§ **What is needed**: Locate each line holding the string "that" and copy it.

§ **Records shown**:
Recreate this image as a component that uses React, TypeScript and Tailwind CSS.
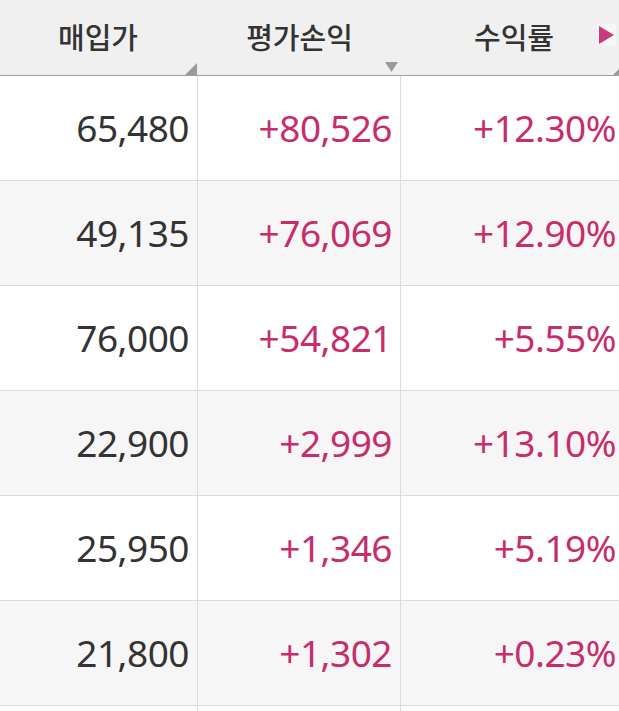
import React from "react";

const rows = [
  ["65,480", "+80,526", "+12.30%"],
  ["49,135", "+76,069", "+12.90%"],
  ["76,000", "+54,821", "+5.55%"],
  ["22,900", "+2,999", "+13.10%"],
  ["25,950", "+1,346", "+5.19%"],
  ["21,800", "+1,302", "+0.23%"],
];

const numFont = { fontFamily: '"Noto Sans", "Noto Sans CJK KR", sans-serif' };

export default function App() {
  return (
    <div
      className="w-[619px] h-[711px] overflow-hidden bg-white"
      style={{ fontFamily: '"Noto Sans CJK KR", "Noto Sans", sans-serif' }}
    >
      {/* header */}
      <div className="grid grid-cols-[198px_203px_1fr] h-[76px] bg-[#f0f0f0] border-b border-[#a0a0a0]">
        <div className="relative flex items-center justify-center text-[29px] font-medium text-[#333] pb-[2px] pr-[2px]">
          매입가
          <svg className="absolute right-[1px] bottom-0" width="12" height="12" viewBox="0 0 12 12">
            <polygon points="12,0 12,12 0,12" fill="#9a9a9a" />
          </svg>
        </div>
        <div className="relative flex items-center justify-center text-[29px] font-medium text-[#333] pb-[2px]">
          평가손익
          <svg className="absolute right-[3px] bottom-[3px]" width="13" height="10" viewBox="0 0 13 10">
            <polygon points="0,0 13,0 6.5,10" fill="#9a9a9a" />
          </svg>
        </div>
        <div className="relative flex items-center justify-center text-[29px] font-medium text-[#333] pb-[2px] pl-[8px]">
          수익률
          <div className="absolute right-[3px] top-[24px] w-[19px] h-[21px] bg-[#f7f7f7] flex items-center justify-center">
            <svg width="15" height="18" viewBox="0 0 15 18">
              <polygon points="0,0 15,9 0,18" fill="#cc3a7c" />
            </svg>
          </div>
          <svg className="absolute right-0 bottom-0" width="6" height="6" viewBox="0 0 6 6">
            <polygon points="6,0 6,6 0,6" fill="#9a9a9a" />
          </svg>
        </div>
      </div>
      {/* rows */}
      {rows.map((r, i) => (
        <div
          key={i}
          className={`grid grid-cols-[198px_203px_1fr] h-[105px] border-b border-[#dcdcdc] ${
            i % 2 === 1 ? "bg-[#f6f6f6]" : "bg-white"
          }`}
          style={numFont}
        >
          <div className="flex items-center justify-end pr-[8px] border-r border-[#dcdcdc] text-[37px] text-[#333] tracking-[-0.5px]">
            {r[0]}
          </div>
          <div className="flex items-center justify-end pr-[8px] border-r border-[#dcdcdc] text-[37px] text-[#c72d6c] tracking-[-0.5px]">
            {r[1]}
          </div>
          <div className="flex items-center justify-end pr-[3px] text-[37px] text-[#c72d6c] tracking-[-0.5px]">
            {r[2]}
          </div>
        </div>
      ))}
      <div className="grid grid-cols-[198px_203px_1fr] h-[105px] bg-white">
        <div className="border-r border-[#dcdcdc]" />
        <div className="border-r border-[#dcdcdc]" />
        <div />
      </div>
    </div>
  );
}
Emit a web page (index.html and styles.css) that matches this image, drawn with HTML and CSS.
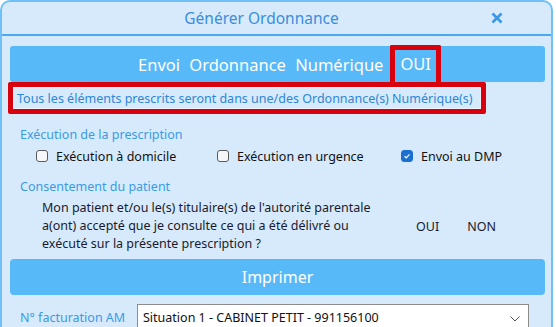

§ **Result below**:
Recreate this image as a component that uses React, TypeScript and Tailwind CSS.
Emit a web page (index.html and styles.css) that matches this image, drawn with HTML and CSS.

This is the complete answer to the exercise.